What is being asked ::
Would you return all of this data exactly, leaving nothing out?

Data block ::
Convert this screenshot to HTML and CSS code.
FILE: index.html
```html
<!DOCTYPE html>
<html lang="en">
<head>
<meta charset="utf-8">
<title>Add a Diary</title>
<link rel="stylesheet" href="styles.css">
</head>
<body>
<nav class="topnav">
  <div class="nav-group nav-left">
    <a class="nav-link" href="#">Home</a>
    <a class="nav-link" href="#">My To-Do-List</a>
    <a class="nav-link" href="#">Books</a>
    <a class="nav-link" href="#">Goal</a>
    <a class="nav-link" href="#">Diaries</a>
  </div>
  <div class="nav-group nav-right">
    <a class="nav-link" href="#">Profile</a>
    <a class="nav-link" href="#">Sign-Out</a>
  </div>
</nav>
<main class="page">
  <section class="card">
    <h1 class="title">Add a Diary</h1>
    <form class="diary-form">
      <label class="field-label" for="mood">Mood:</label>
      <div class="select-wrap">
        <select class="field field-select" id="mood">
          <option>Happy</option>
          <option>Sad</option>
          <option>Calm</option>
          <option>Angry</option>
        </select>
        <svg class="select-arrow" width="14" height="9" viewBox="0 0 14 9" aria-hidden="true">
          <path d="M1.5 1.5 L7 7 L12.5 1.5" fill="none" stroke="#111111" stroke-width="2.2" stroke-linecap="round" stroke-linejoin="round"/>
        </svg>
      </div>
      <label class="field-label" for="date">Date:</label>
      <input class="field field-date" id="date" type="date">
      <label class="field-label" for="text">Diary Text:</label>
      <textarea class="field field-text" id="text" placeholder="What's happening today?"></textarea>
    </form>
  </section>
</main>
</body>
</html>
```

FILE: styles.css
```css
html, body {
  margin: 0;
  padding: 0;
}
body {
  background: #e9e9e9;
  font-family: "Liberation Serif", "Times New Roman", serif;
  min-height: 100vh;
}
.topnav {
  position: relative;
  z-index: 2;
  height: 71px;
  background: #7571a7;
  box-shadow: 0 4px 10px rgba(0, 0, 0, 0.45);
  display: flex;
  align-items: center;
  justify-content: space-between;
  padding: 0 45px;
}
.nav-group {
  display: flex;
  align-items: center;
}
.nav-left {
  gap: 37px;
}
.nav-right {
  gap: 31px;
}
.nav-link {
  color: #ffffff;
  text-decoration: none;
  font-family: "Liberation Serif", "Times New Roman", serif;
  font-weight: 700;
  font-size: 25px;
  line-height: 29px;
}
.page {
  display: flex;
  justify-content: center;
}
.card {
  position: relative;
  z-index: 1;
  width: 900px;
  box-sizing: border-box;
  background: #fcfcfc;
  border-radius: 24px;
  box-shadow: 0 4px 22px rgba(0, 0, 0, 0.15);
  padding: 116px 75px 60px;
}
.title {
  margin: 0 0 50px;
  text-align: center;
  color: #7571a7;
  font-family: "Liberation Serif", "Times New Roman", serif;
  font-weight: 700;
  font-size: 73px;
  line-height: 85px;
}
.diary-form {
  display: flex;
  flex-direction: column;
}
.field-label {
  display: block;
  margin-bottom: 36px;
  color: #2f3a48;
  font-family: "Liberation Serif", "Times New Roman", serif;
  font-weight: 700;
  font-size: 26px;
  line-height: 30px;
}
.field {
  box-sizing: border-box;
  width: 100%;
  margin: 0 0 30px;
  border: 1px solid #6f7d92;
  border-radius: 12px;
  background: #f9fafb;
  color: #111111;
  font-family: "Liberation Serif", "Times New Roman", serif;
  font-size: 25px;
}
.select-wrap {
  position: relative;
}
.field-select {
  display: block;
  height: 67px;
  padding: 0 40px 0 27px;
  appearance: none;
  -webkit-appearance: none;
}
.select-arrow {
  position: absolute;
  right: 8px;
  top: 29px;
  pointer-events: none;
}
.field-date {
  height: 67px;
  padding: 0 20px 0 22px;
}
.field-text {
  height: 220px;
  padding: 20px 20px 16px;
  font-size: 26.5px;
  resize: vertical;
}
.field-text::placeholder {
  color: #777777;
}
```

Written solution ::
Convert this screenshot to HTML and CSS code.
FILE: index.html
```html
<!DOCTYPE html>
<html lang="en">
<head>
<meta charset="utf-8">
<title>Add a Diary</title>
<link rel="stylesheet" href="styles.css">
</head>
<body>
<nav class="topnav">
  <div class="nav-group nav-left">
    <a class="nav-link" href="#">Home</a>
    <a class="nav-link" href="#">My To-Do-List</a>
    <a class="nav-link" href="#">Books</a>
    <a class="nav-link" href="#">Goal</a>
    <a class="nav-link" href="#">Diaries</a>
  </div>
  <div class="nav-group nav-right">
    <a class="nav-link" href="#">Profile</a>
    <a class="nav-link" href="#">Sign-Out</a>
  </div>
</nav>
<main class="page">
  <section class="card">
    <h1 class="title">Add a Diary</h1>
    <form class="diary-form">
      <label class="field-label" for="mood">Mood:</label>
      <div class="select-wrap">
        <select class="field field-select" id="mood">
          <option>Happy</option>
          <option>Sad</option>
          <option>Calm</option>
          <option>Angry</option>
        </select>
        <svg class="select-arrow" width="14" height="9" viewBox="0 0 14 9" aria-hidden="true">
          <path d="M1.5 1.5 L7 7 L12.5 1.5" fill="none" stroke="#111111" stroke-width="2.2" stroke-linecap="round" stroke-linejoin="round"/>
        </svg>
      </div>
      <label class="field-label" for="date">Date:</label>
      <input class="field field-date" id="date" type="date">
      <label class="field-label" for="text">Diary Text:</label>
      <textarea class="field field-text" id="text" placeholder="What's happening today?"></textarea>
    </form>
  </section>
</main>
</body>
</html>
```

FILE: styles.css
```css
html, body {
  margin: 0;
  padding: 0;
}
body {
  background: #e9e9e9;
  font-family: "Liberation Serif", "Times New Roman", serif;
  min-height: 100vh;
}
.topnav {
  position: relative;
  z-index: 2;
  height: 71px;
  background: #7571a7;
  box-shadow: 0 4px 10px rgba(0, 0, 0, 0.45);
  display: flex;
  align-items: center;
  justify-content: space-between;
  padding: 0 45px;
}
.nav-group {
  display: flex;
  align-items: center;
}
.nav-left {
  gap: 37px;
}
.nav-right {
  gap: 31px;
}
.nav-link {
  color: #ffffff;
  text-decoration: none;
  font-family: "Liberation Serif", "Times New Roman", serif;
  font-weight: 700;
  font-size: 25px;
  line-height: 29px;
}
.page {
  display: flex;
  justify-content: center;
}
.card {
  position: relative;
  z-index: 1;
  width: 900px;
  box-sizing: border-box;
  background: #fcfcfc;
  border-radius: 24px;
  box-shadow: 0 4px 22px rgba(0, 0, 0, 0.15);
  padding: 116px 75px 60px;
}
.title {
  margin: 0 0 50px;
  text-align: center;
  color: #7571a7;
  font-family: "Liberation Serif", "Times New Roman", serif;
  font-weight: 700;
  font-size: 73px;
  line-height: 85px;
}
.diary-form {
  display: flex;
  flex-direction: column;
}
.field-label {
  display: block;
  margin-bottom: 36px;
  color: #2f3a48;
  font-family: "Liberation Serif", "Times New Roman", serif;
  font-weight: 700;
  font-size: 26px;
  line-height: 30px;
}
.field {
  box-sizing: border-box;
  width: 100%;
  margin: 0 0 30px;
  border: 1px solid #6f7d92;
  border-radius: 12px;
  background: #f9fafb;
  color: #111111;
  font-family: "Liberation Serif", "Times New Roman", serif;
  font-size: 25px;
}
.select-wrap {
  position: relative;
}
.field-select {
  display: block;
  height: 67px;
  padding: 0 40px 0 27px;
  appearance: none;
  -webkit-appearance: none;
}
.select-arrow {
  position: absolute;
  right: 8px;
  top: 29px;
  pointer-events: none;
}
.field-date {
  height: 67px;
  padding: 0 20px 0 22px;
}
.field-text {
  height: 220px;
  padding: 20px 20px 16px;
  font-size: 26.5px;
  resize: vertical;
}
.field-text::placeholder {
  color: #777777;
}
```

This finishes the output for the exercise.